After an offseason highlighted by additions to the Rams’ receiving corps, expectations for the team’s passing game received a sharp uptick. With the league’s fourth-highest passing yard total through Week 2, those early optimistic thoughts have been validated.

The aerial output has been more a reflection of an unselfish approach than singular outstanding performances, and was on display against Atlanta in Week 2 with receptions by 10 different players.

With no discernible go-to receiver, Rams wideouts have had the benefit of playing off of each other and avoiding additional attention from opposing defenses.

After tight end Jared Cook opened his Rams career with a seven-catch, 141-yard showing in the team’s Week 1 win over Arizona, it was second-year receiver Chris Givens’ turn to eclipse the 100-yard plateau with 105 yards on five receptions against the Falcons.

“It’s a big deal, because it just shows the type of weapons that this offense has,” Cook said. “Week to week, different teams are going to play different defensive schemes, and it just gives others opportunities to get open and be a bigger part of the offense.
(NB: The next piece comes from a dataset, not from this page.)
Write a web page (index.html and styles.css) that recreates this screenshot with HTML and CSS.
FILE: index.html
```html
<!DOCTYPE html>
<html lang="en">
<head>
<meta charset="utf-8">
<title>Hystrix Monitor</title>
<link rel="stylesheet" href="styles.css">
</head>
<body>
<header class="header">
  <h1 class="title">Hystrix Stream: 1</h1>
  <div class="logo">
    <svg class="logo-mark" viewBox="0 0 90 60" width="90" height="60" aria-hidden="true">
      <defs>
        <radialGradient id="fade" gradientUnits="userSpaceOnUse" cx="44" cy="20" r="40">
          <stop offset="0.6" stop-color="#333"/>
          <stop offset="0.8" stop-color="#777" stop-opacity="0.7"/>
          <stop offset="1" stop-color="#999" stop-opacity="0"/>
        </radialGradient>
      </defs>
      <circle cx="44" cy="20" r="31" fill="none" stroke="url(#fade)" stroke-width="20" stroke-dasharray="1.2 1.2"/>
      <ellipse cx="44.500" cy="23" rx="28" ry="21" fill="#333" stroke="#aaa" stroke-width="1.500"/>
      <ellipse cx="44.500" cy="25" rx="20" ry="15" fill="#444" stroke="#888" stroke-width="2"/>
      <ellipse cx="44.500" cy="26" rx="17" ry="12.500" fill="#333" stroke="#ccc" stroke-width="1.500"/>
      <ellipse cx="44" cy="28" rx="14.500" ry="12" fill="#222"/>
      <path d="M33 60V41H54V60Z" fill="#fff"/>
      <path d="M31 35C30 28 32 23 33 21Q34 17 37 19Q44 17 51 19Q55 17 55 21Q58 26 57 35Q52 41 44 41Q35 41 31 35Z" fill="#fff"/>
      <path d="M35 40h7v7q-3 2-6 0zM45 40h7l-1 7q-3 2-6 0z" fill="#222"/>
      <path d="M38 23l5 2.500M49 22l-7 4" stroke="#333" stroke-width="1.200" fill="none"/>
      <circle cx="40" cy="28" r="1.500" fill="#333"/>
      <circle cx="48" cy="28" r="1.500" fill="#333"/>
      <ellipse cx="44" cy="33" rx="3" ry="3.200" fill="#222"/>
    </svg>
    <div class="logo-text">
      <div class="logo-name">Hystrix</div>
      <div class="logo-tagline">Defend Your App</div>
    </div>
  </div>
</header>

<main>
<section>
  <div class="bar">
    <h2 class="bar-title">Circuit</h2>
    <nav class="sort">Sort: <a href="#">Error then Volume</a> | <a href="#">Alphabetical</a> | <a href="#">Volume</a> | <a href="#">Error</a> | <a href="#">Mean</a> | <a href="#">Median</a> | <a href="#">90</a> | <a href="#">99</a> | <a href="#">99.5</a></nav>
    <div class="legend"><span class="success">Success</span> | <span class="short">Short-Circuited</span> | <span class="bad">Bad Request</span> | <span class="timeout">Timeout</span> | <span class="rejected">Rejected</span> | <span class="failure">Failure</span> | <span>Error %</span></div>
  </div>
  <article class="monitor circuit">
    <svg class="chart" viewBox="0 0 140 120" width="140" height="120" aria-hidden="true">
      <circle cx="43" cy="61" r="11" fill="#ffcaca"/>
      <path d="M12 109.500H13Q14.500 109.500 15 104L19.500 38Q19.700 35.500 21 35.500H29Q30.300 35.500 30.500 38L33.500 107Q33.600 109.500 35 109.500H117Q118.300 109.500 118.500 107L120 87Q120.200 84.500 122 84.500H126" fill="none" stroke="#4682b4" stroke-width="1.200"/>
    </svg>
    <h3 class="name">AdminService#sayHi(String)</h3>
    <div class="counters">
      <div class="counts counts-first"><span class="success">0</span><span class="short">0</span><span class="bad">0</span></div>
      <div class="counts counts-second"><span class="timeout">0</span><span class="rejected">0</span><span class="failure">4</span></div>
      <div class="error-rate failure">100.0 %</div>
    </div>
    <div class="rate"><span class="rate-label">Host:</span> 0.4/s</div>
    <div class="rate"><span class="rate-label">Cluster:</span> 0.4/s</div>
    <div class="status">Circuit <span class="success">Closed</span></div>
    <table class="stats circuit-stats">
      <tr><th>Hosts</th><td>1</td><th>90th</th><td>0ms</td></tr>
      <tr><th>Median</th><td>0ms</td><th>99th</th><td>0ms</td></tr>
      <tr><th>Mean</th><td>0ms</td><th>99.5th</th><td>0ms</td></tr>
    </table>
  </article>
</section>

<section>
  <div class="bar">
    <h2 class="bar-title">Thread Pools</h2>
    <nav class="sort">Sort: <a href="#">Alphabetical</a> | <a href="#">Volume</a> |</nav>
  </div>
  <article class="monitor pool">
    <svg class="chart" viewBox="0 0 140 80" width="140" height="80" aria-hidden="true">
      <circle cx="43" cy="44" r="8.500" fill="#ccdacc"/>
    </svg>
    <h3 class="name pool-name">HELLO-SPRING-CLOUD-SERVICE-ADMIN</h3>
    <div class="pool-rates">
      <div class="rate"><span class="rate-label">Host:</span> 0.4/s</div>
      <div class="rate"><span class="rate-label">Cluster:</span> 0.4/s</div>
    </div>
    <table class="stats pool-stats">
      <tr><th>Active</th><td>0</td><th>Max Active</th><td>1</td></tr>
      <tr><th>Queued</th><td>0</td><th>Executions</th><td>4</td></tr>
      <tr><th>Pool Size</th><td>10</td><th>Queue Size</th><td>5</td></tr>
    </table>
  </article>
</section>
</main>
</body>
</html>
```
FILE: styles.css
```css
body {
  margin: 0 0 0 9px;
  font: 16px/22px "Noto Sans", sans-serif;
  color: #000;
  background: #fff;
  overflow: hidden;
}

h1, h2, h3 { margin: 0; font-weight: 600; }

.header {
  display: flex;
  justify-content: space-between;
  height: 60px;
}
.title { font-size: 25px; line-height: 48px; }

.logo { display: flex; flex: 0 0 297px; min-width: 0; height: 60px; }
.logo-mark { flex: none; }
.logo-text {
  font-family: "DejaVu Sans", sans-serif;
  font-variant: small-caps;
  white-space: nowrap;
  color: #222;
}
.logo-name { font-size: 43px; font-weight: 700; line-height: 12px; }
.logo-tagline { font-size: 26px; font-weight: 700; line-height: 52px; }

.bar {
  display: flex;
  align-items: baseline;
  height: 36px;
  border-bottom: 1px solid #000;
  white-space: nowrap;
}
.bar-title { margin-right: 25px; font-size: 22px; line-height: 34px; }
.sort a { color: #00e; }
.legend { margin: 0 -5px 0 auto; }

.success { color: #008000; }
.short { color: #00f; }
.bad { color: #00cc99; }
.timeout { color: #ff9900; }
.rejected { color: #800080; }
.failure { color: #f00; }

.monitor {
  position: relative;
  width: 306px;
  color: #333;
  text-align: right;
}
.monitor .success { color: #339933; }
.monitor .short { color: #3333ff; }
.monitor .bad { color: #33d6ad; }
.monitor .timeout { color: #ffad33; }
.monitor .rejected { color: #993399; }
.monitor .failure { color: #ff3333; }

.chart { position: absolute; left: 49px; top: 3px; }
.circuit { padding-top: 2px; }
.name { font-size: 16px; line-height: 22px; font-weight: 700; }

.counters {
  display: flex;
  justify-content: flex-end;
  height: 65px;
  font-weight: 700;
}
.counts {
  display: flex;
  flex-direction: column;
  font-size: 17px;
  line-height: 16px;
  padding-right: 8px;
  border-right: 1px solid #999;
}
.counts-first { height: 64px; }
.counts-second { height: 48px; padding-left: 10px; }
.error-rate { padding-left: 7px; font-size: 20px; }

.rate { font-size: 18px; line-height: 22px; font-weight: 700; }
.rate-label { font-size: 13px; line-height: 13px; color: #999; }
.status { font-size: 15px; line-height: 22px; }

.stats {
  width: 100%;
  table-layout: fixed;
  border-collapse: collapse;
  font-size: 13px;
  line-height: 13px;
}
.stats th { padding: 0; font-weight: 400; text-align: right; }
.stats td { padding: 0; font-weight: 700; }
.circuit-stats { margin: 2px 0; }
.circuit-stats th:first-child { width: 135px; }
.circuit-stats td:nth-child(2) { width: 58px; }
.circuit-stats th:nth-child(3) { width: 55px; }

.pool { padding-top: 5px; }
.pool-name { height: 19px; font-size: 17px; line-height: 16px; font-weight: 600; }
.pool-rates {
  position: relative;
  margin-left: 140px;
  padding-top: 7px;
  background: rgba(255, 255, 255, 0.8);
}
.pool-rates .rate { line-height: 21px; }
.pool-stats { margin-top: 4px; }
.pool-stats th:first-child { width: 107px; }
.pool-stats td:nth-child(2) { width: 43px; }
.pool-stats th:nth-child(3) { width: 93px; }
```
It’s huge.”

The performances of Cook and Givens have only highlighted the balance that has become an increasingly evident aspect of the team’s offense.

After establishing himself as a big-play threat in 2012, Givens may be in the midst of a breakout 2013 campaign. His five catches and 105 yards on Sunday equaled his second-highest single-game totals in 18 career games.
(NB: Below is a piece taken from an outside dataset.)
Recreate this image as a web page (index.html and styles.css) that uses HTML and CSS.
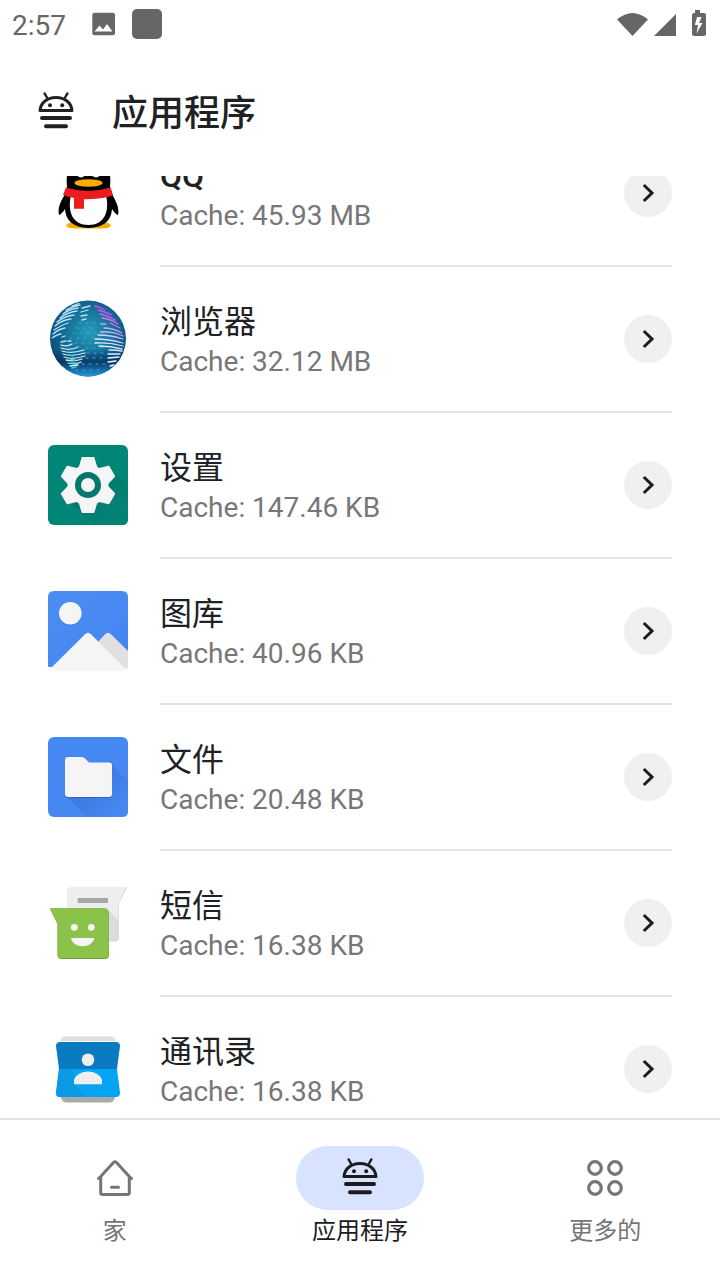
FILE: index.html
```html
<!DOCTYPE html>
<html lang="zh-CN">
<head>
<meta charset="utf-8">
<meta name="viewport" content="width=device-width, initial-scale=1">
<title>应用程序</title>
<link rel="stylesheet" href="styles.css">
</head>
<body>
<svg class="defs" aria-hidden="true">
  <symbol id="droid" viewBox="0 2 48 48">
    <g fill="none" stroke="currentColor" stroke-linecap="round" stroke-linejoin="round">
      <path stroke-width="2.4" d="M12.6 7.4l2.6 4.6M35.4 7.4l-2.6 4.6"/>
      <path stroke-width="3" d="M8 24.5C8.6 16.5 15.500 11.500 24 11.500S39.400 16.500 40 24.500Z"/>
      <path stroke-width="4" d="M10 32h28M14 40.200h20"/>
    </g>
    <circle cx="18" cy="19.200" r="2" fill="currentColor"/><circle cx="30.200" cy="19.200" r="2" fill="currentColor"/>
  </symbol>
  <symbol id="chevron" viewBox="0 0 48 48">
    <path d="M19.800 16l8.200 8-8.200 8" fill="none" stroke="#1c1b1f" stroke-width="3"/>
  </symbol>
</svg>

<div class="status">
  <span class="clock">2:57</span>
  <svg class="status-photo" viewBox="0 0 24 24"><rect x=".3" y=".8" width="22.700" height="22.400" rx="2.500" fill="#666"/><path d="M2.500 19.500l5-6 3.500 4 4-5.500 5.500 7.500z" fill="#fff"/></svg>
  <span class="status-block"></span>
  <svg class="status-radio" viewBox="0 0 96 32"><g fill="#666"><path d="M1 11.500Q16.500-1.500 32 11.500L16.500 28z"/><path d="M38 28L60 6v22z"/><path d="M79 2h5v3h4q2 0 2 2v19q0 2-2 2H78q-2 0-2-2V7q0-2 2-2h1z"/></g><path d="M84 9h-3l-2.200 8h3.200l-1.500 8.500 6-10.500h-3.300l2.300-6z" fill="#fff"/></svg>
</div>

<header class="header">
  <svg class="glyph"><use href="#droid"/></svg>
  <h1 class="title">应用程序</h1>
</header>

<main class="viewport">
  <ul class="list">
    <li class="row">
      <svg class="app" viewBox="0 0 80 80">
        <path d="M18 72q6-6 22.500-2.500Q57 66 63 72q0 3.500-11 3.500H29Q18 75.500 18 72z" fill="#faab07"/>
        <path d="M19 34C17 12 25 4 40.500 4S64 12 62 34l3 9q7 12 5 19-3-1-6-6-1 18-23.500 19Q18 74 17 56q-3 5-6 6-2-8 5-19z" fill="#000"/>
        <path d="M23 42q17 5 35 0c4 17-2 30-17.500 30S19 59 23 42z" fill="#fff"/>
        <ellipse cx="33" cy="16.500" rx="6" ry="8" fill="#fff"/><ellipse cx="48" cy="16.500" rx="6" ry="8" fill="#fff"/>
        <ellipse cx="40.500" cy="30" rx="14" ry="3.800" fill="#faab07"/>
        <path d="M18 34.500q22 7 44.500 0l2.500 8q-12 4-29 3.800v9.400H26V45q-6-1-11-3z" fill="#ea1c1d"/>
      </svg>
      <div class="info"><h2 class="name latin">QQ</h2><p class="cache">Cache: 45.93 MB</p></div>
      <button class="open" aria-label="QQ"><svg><use href="#chevron"/></svg></button>
    </li>
    <li class="row">
      <svg class="app" viewBox="0 0 80 80">
        <defs>
          <radialGradient id="sea" cx=".52" cy=".42" r=".58"><stop offset="0" stop-color="#279bbb"/><stop offset=".55" stop-color="#156f98"/><stop offset="1" stop-color="#0b4779"/></radialGradient>
          <linearGradient id="glow" x1="0" y1="0" x2="0" y2="1"><stop offset=".65" stop-color="#082f60" stop-opacity="0"/><stop offset=".81" stop-color="#083464" stop-opacity=".85"/><stop offset="1" stop-color="#249fe0"/></linearGradient>
          <linearGradient id="beam" gradientUnits="userSpaceOnUse" x1="52" y1="52" x2="74" y2="20"><stop offset="0" stop-color="#eef8ff"/><stop offset=".5" stop-color="#c4cdfa"/><stop offset="1" stop-color="#d52df2"/></linearGradient>
        </defs>
        <circle cx="40" cy="39.500" r="38" fill="url(#sea)"/><circle cx="40" cy="39.500" r="38" fill="url(#glow)"/>
        <g fill="none" stroke-linecap="round" stroke-width="1.300">
          <path stroke="#b8e1f4" d="M24 7l7-2.500M18 11q7-4 14-5M15 15q6-5 15-6M12 19q8-6 17-7M9 23q8-6 17-7M7 27q7-6 16-7M6 31q7-5 14-7M5 35q6-5 12-6M4 39q6-4 9-4M34 9l8-2M33 13l7-2M33 17l6-1M34 21l4-1M14 38l3-1M13 43l5-1M20 42l3 0"/>
          <path stroke="#caedf8" d="M13 46q6 2 11-1M13 49q9 3 17-1M14 52q9 3 22-1M15 55q8 3 22-1M16 58q8 3 21-1M18 61q8 2 16-1M20 64q7 2 13-1M22 67l8-1"/>
          <path stroke="#37d4d6" d="M21 56l4 1M22 60l5 1M23 64l5 0M24 69l4-1"/>
          <path stroke="url(#beam)" d="M47 7q5 1 10 4M50 11q8 2 14 5M52 15q9 2 15 6M54 19q9 1 16 6M62 24l10 5M53 25l5 0M56 29q9 0 18 5M53 33q12-1 22 4M50 36q13 0 25 4M47 40q14 0 28 4M47 44q14-1 28 3M51 47q12 0 23 3M61 51q8 0 13 1M60 55q7 0 12 0M60 59l11-1M60 63l8-1M62 67l4-1"/>
          <path stroke="#46a7c9" stroke-width="1" stroke-dasharray="2 5" d="M31 24h25M28 29h21M25 34h25M22 39h24M27 44h20M38 49h20M39 54h20M38 59h22M34 65h25M28 71h27"/>
        </g>
      </svg>
      <div class="info"><h2 class="name">浏览器</h2><p class="cache">Cache: 32.12 MB</p></div>
      <button class="open" aria-label="浏览器"><svg><use href="#chevron"/></svg></button>
    </li>
    <li class="row">
      <svg class="app" viewBox="0 0 80 80">
        <defs><linearGradient id="gearshade" x1=".2" y1=".2" x2=".9" y2=".9"><stop offset="0" stop-color="#04756a"/><stop offset="1" stop-color="#018577"/></linearGradient></defs>
        <rect width="80" height="80" rx="6" fill="#018577"/>
        <path d="M63 24l17 17v33q0 6-6 6H47L20 56z" fill="url(#gearshade)"/>
        <g fill="#f5f5f5" stroke="#f5f5f5" stroke-width="2" stroke-linejoin="round">
          <circle cx="40" cy="40" r="19.500"/>
          <path id="tooth" d="M31.500 23l3-10h11l3 10z"/>
          <use href="#tooth" transform="rotate(60 40 40)"/><use href="#tooth" transform="rotate(120 40 40)"/><use href="#tooth" transform="rotate(180 40 40)"/><use href="#tooth" transform="rotate(240 40 40)"/><use href="#tooth" transform="rotate(300 40 40)"/>
        </g>
        <circle cx="40" cy="40" r="10" fill="#f5f5f5" stroke="#04786d" stroke-width="6"/>
      </svg>
      <div class="info"><h2 class="name">设置</h2><p class="cache">Cache: 147.46 KB</p></div>
      <button class="open" aria-label="设置"><svg><use href="#chevron"/></svg></button>
    </li>
    <li class="row">
      <svg class="app" viewBox="0 0 80 80">
        <defs><linearGradient id="sky" x1="0" y1="0" x2="1" y2="1"><stop offset="0" stop-color="#4c8df1"/><stop offset="1" stop-color="#4384f3"/></linearGradient></defs>
        <path d="M6 0h68q6 0 6 6v70H0V6q0-6 6-6z" fill="url(#sky)"/>
        <circle cx="22.300" cy="24" r="11" fill="#3b7ce0" opacity=".6"/><circle cx="22.300" cy="22.300" r="11.300" fill="#f5f5f5"/>
        <path d="M50 51l7-7.800q3-3 6 0L80 60v18H50z" fill="#e0e0e0"/>
        <path d="M0 75l2 3L37 43.200q3-3 6 0L78 78l2-3q0 5-6 5H6q-6 0-6-5z" fill="#f5f5f5"/>
      </svg>
      <div class="info"><h2 class="name">图库</h2><p class="cache">Cache: 40.96 KB</p></div>
      <button class="open" aria-label="图库"><svg><use href="#chevron"/></svg></button>
    </li>
    <li class="row">
      <svg class="app" viewBox="0 0 80 80">
        <defs><linearGradient id="foldshade" x1=".2" y1=".2" x2=".85" y2=".85"><stop offset="0" stop-color="#3873d8"/><stop offset="1" stop-color="#4688f1"/></linearGradient></defs>
        <rect width="80" height="80" rx="6" fill="#4688f1"/>
        <path d="M62 26l18 18v30q0 6-6 6H39L18 59z" fill="url(#foldshade)"/>
        <path d="M17 24q0-3 3-3h14q2 0 3 1.500l4 4h20q3 0 3 3V58q0 3-3 3H20q-3 0-3-3z" fill="#3165bf"/>
        <path d="M17 23q0-3 3-3h14q2 0 3 1.500l4 4h20q3 0 3 3V57q0 3-3 3H20q-3 0-3-3z" fill="#f5f5f5"/>
      </svg>
      <div class="info"><h2 class="name">文件</h2><p class="cache">Cache: 20.48 KB</p></div>
      <button class="open" aria-label="文件"><svg><use href="#chevron"/></svg></button>
    </li>
    <li class="row">
      <svg class="app" viewBox="0 0 80 80">
        <path d="M23 4.700h56l-8 15.500V54q0 4.500-4 4.500H23q-4 0-4-4V8.700q0-4 4-4z" fill="#cfcfcf"/>
        <path d="M23 4h55.500L70.500 20v33.500q0 4-4 4H23q-4 0-4-4V8q0-4 4-4z" fill="#eee"/>
        <path d="M59 26l11.500 11.500v16q0 4-4 4H59z" fill="#dcdcdc"/>
        <path d="M29.700 15H60v5H29.700z" fill="#a7a7a7"/>
        <path d="M2 26h54q5 0 5 5v41q0 4-4 4H13.500q-4 0-4-4V41z" fill="#739f43"/>
        <path d="M2 25h54q4.700 0 4.700 4.700V71q0 4-4 4H13.500q-4 0-4-4V40z" fill="#8bc34a"/>
        <circle cx="26.300" cy="44.300" r="3.400" fill="#f5f5f5"/><circle cx="43.300" cy="44.300" r="3.400" fill="#f5f5f5"/>
        <path d="M23 55h23.300c-2 11-21.300 11-23.300 0z" fill="#f5f5f5"/>
      </svg>
      <div class="info"><h2 class="name">短信</h2><p class="cache">Cache: 16.38 KB</p></div>
      <button class="open" aria-label="短信"><svg><use href="#chevron"/></svg></button>
    </li>
    <li class="row">
      <svg class="app" viewBox="0 0 80 80">
        <path d="M12 12q2-4.700 6-4.700h44q4 0 6 4.700z" fill="#e0e0e0"/>
        <path d="M12 66h56q-2 7.500-6 7.500H18q-4 0-6-7.500z" fill="#aaa"/>
        <path d="M12 13h56q4 0 4 4l-3 23H11L8 17q0-4 4-4z" fill="#0b7bc1"/>
        <path d="M11 40h58l3 24q0 4-4 4H12q-4 0-4-4z" fill="#06a5f3"/>
        <path d="M11 40h15v15l13 13H12q-4 0-4-4z" fill="#0b9be5"/>
        <circle cx="40" cy="30.700" r="6.300" fill="#eee"/>
        <path d="M26 55.300V51c4-11.500 24-11.500 28 0v4.300z" fill="#eee"/>
      </svg>
      <div class="info"><h2 class="name">通讯录</h2><p class="cache">Cache: 16.38 KB</p></div>
      <button class="open" aria-label="通讯录"><svg><use href="#chevron"/></svg></button>
    </li>
  </ul>
</main>

<nav class="nav">
  <a class="tab" href="#home">
    <span class="pill"><svg class="glyph" viewBox="0 0 48 48"><g fill="none" stroke="currentColor" stroke-width="3" stroke-linejoin="round" stroke-linecap="round"><path d="M7.500 24.500L9.700 22.500 22.500 8.500q1.500-1.500 3 0L38.300 22.500l2.200 2M9.700 22.500V38.500q0 2 2 2h24.600q2 0 2-2V22.500M20.500 33.300h7"/></g></svg></span>
    <span class="label">家</span>
  </a>
  <a class="tab active" href="#apps" aria-current="page">
    <span class="pill"><svg class="glyph"><use href="#droid"/></svg></span>
    <span class="label">应用程序</span>
  </a>
  <a class="tab" href="#more">
    <span class="pill"><svg class="glyph" viewBox="0 0 48 48"><g fill="none" stroke="currentColor" stroke-width="3.200"><circle cx="14" cy="14" r="6.300"/><circle cx="34" cy="14" r="6.300"/><circle cx="14" cy="34" r="6.300"/><circle cx="34" cy="34" r="6.300"/></g></svg></span>
    <span class="label">更多的</span>
  </a>
</nav>
</body>
</html>
```

FILE: styles.css
```css
* { box-sizing: border-box; }

body {
  margin: 0;
  height: 100vh;
  display: flex;
  flex-direction: column;
  background: #fff;
  color: #202124;
  font-family: Roboto, "Noto Sans CJK SC", sans-serif;
}

h1, h2, p, ul { margin: 0; padding: 0; }
svg { display: block; flex: none; }
.defs { position: absolute; width: 0; height: 0; }

.status {
  display: flex;
  align-items: center;
  height: 48px;
  flex: none;
  padding: 0 8px 0 12px;
  color: #666;
}
.clock { font-size: 28px; line-height: 32px; padding-top: 4px; }
.status-photo { width: 24px; height: 24px; margin-left: 26px; }
.status-block { width: 30px; height: 30px; margin-left: 16px; border-radius: 5px; background: #666; }
.status-radio { width: 96px; height: 32px; margin-left: auto; }

.header {
  display: flex;
  align-items: center;
  gap: 32px;
  height: 128px;
  flex: none;
  padding: 0 32px;
}
.glyph { width: 48px; height: 48px; }
.title { padding-top: 4px; font-size: 36px; line-height: 48px; font-weight: 500; }

.viewport { flex: 1; min-height: 0; overflow: hidden; }
/* The list is shown partly scrolled under the header. */
.list { list-style: none; margin-top: -55px; padding: 0 48px; }
.row {
  display: grid;
  grid-template-columns: 80px 1fr 48px;
  grid-template-rows: 144px 2px;
  column-gap: 32px;
  align-items: center;
}
.row::after {
  content: "";
  grid-column: 2 / 4;
  height: 2px;
  background: #e1e1e6;
}
.app { width: 80px; height: 80px; }
.info { padding-top: 5px; }
.name { font-size: 32px; line-height: 40px; font-weight: 400; }
.latin { font-weight: 500; }
.cache { font-size: 28px; line-height: 40px; color: #777; }
.open {
  width: 48px;
  height: 48px;
  padding: 0;
  border: 0;
  border-radius: 50%;
  background: #f0f0f0;
}
.open svg { width: 48px; height: 48px; }

.nav {
  display: grid;
  grid-template-columns: repeat(3, 1fr);
  gap: 16px;
  flex: none;
  padding: 26px 0 32px;
  border-top: 2px solid #e1e1e6;
}
.tab {
  display: flex;
  flex-direction: column;
  align-items: center;
  gap: 4px;
  color: #757575;
  text-decoration: none;
}
.pill {
  display: flex;
  align-items: center;
  justify-content: center;
  width: 128px;
  height: 64px;
  border-radius: 32px;
}
.label { font-size: 24px; line-height: 34px; }
.active { color: #1c1b1f; }
.active .pill { background: #d7e3ff; }
```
Running back Daryl Richardson has also contributed to the cause. Richardson has been featured prominently in the Rams’ passing game, with five receptions in each of the team’s first two games. That pace is well beyond the second-year tailback’s 2012 season, when he grabbed 24 passes in 16 games.

Add rookie wideouts Tavon Austin and Stedman Bailey to the mix, and quarterback Sam Bradford has no shortage of options in the team’s aerial attack.

The Rams’ abundance of offensive weapons has not been lost on Dallas Cowboys Head Coach Jason Garrett, who will be tasked with slowing the Bradford and company this week.

“They just attack you in a lot of different ways,” Garrett said during Wednesday’s conference call. “First and foremost, our cover guys – our corners, our safeties, and our backers — just have to do a good job with their individual assignments when they’re either playing zone or man-to-man trying to keep these guys under wraps. Then you make decisions about who you want to give extra attention to whether you’re double-teaming them or whatever you’re trying to get accomplished. So, when you have a number of different guys that you have to contend with, it makes it a lot more challenging.”

The diverse receiving corps has allowed quarterback Bradford to begin 2013 with his highest passing yardage total through the first two weeks (651) in his four-year career. Despite that auspicious start, Bradford believes the early-season showing has yet to reach its full potential.

“I think that’s the beauty of this offense and the guys that are in this system,” Bradford said. If a defense focuses on one guy, one receiver in this offense, it’s going to make it tough to cover everyone else. You can only double so many guys until everyone else is singled. When they do that, I think we have a lot of favorable matchups, and it gives guys the opportunity to step up.”